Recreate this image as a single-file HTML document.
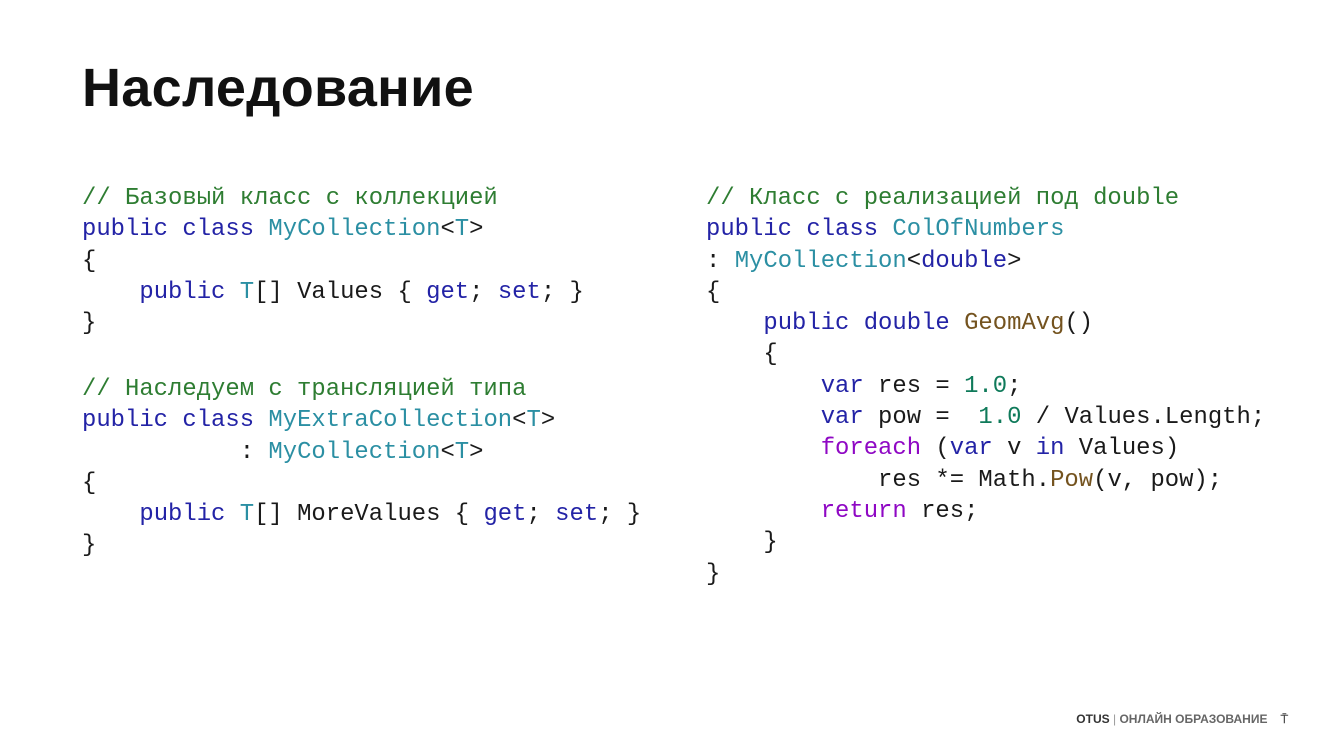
<!DOCTYPE html>
<html><head><meta charset="utf-8"><style>
body{margin:0;width:1334px;height:737px;background:#fff;position:relative;overflow:hidden;font-family:"Liberation Sans",sans-serif}
h1{position:absolute;left:82px;top:57px;margin:0;font-size:54px;font-weight:bold;color:#111;letter-spacing:0.3px}
.c{position:absolute;font-family:"Liberation Mono","DejaVu Sans Mono",monospace;font-size:23.9px;color:#1a1a1a;white-space:pre;line-height:31.3px}
.g{color:#2e7d32}.k{color:#2323a6}.t{color:#2b8fa3}.m{color:#74531f}.n{color:#0f7a5a}
.f{position:absolute;right:46px;top:712px;font-size:12px;color:#666;font-weight:bold}
.f b{color:#333}
</style></head><body>
<h1>Наследование</h1>
<div class="c" style="left:82px;top:183px"><span class="g">// Базовый класс с коллекцией</span>
<span class="k">public class</span> <span class="t">MyCollection</span>&lt;<span class="t">T</span>&gt;
{
    <span class="k">public</span> <span class="t">T</span>[] Values { <span class="k">get</span>; <span class="k">set</span>; }
}
</div>
<div class="c" style="left:82px;top:374px"><span class="g">// Наследуем с трансляцией типа</span>
<span class="k">public class</span> <span class="t">MyExtraCollection</span>&lt;<span class="t">T</span>&gt;
           : <span class="t">MyCollection</span>&lt;<span class="t">T</span>&gt;
{
    <span class="k">public</span> <span class="t">T</span>[] MoreValues { <span class="k">get</span>; <span class="k">set</span>; }
}</div>
<div class="c" style="left:706px;top:183px"><span class="g">// Класс с реализацией под double</span>
<span class="k">public class</span> <span class="t">ColOfNumbers</span>
: <span class="t">MyCollection</span>&lt;<span class="k">double</span>&gt;
{
    <span class="k">public double</span> <span class="m">GeomAvg</span>()
    {
        <span class="k">var</span> res = <span class="n">1.0</span>;
        <span class="k">var</span> pow =  <span class="n">1.0</span> / Values.Length;
        <span class="k" style="color:#8f08c4">foreach</span> (<span class="k">var</span> v <span class="k">in</span> Values)
            res *= Math.<span class="m">Pow</span>(v, pow);
        <span class="k" style="color:#8f08c4">return</span> res;
    }
}</div>
<div class="f"><b>OTUS</b> <span style="font-weight:normal;color:#999">|</span> ОНЛАЙН ОБРАЗОВАНИЕ &nbsp;&nbsp; <span style="color:#444">⍑</span></div>
</body></html>
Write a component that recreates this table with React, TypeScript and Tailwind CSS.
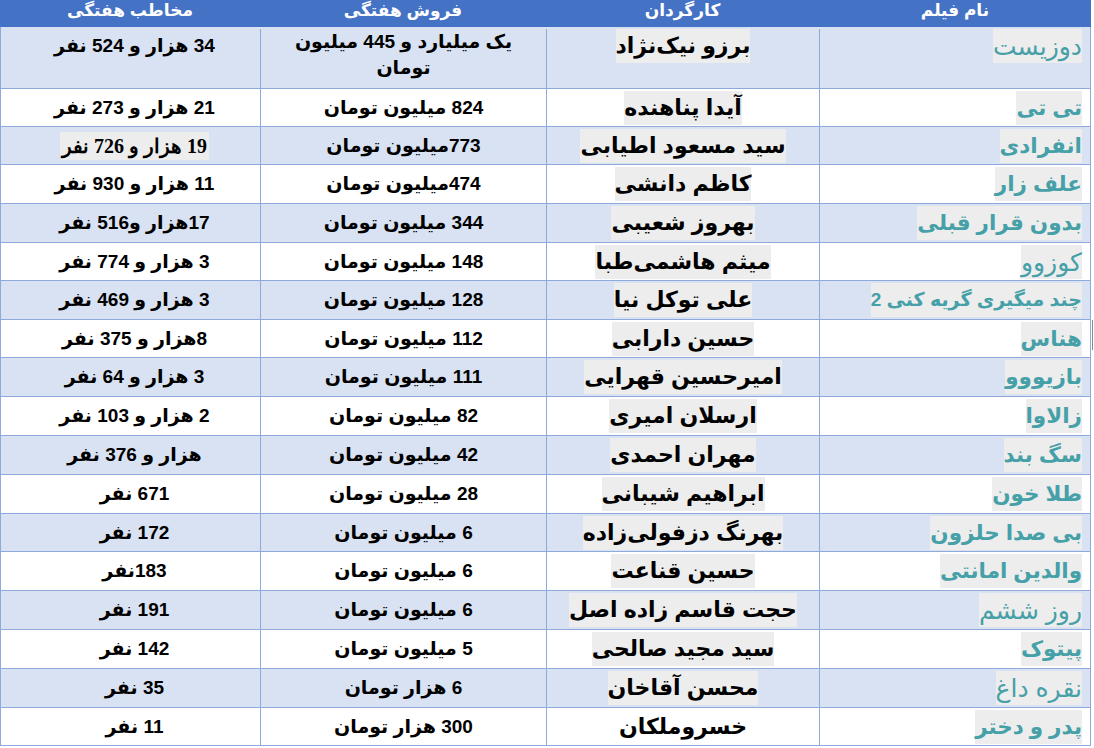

» Written request: Repeat the listing above exactly, with no pictures.

» Exercise output:
Recreate this image as a single-file HTML document.
<!DOCTYPE html>
<html><head><meta charset="utf-8"><style>
body{margin:0;width:1334px;height:737px;background:#fff;position:relative;overflow:hidden;font-family:"Liberation Sans",sans-serif}
h1{position:absolute;left:82px;top:57px;margin:0;font-size:54px;font-weight:bold;color:#111;letter-spacing:0.3px}
.c{position:absolute;font-family:"Liberation Mono","DejaVu Sans Mono",monospace;font-size:23.9px;color:#1a1a1a;white-space:pre;line-height:31.3px}
.g{color:#2e7d32}.k{color:#2323a6}.t{color:#2b8fa3}.m{color:#74531f}.n{color:#0f7a5a}
.f{position:absolute;right:46px;top:712px;font-size:12px;color:#666;font-weight:bold}
.f b{color:#333}
</style></head><body>
<h1>Наследование</h1>
<div class="c" style="left:82px;top:183px"><span class="g">// Базовый класс с коллекцией</span>
<span class="k">public class</span> <span class="t">MyCollection</span>&lt;<span class="t">T</span>&gt;
{
    <span class="k">public</span> <span class="t">T</span>[] Values { <span class="k">get</span>; <span class="k">set</span>; }
}
</div>
<div class="c" style="left:82px;top:374px"><span class="g">// Наследуем с трансляцией типа</span>
<span class="k">public class</span> <span class="t">MyExtraCollection</span>&lt;<span class="t">T</span>&gt;
           : <span class="t">MyCollection</span>&lt;<span class="t">T</span>&gt;
{
    <span class="k">public</span> <span class="t">T</span>[] MoreValues { <span class="k">get</span>; <span class="k">set</span>; }
}</div>
<div class="c" style="left:706px;top:183px"><span class="g">// Класс с реализацией под double</span>
<span class="k">public class</span> <span class="t">ColOfNumbers</span>
: <span class="t">MyCollection</span>&lt;<span class="k">double</span>&gt;
{
    <span class="k">public double</span> <span class="m">GeomAvg</span>()
    {
        <span class="k">var</span> res = <span class="n">1.0</span>;
        <span class="k">var</span> pow =  <span class="n">1.0</span> / Values.Length;
        <span class="k" style="color:#8f08c4">foreach</span> (<span class="k">var</span> v <span class="k">in</span> Values)
            res *= Math.<span class="m">Pow</span>(v, pow);
        <span class="k" style="color:#8f08c4">return</span> res;
    }
}</div>
<div class="f"><b>OTUS</b> <span style="font-weight:normal;color:#999">|</span> ОНЛАЙН ОБРАЗОВАНИЕ &nbsp;&nbsp; <span style="color:#444">⍑</span></div>
</body></html>
Write a component that recreates this table with React, TypeScript and Tailwind CSS.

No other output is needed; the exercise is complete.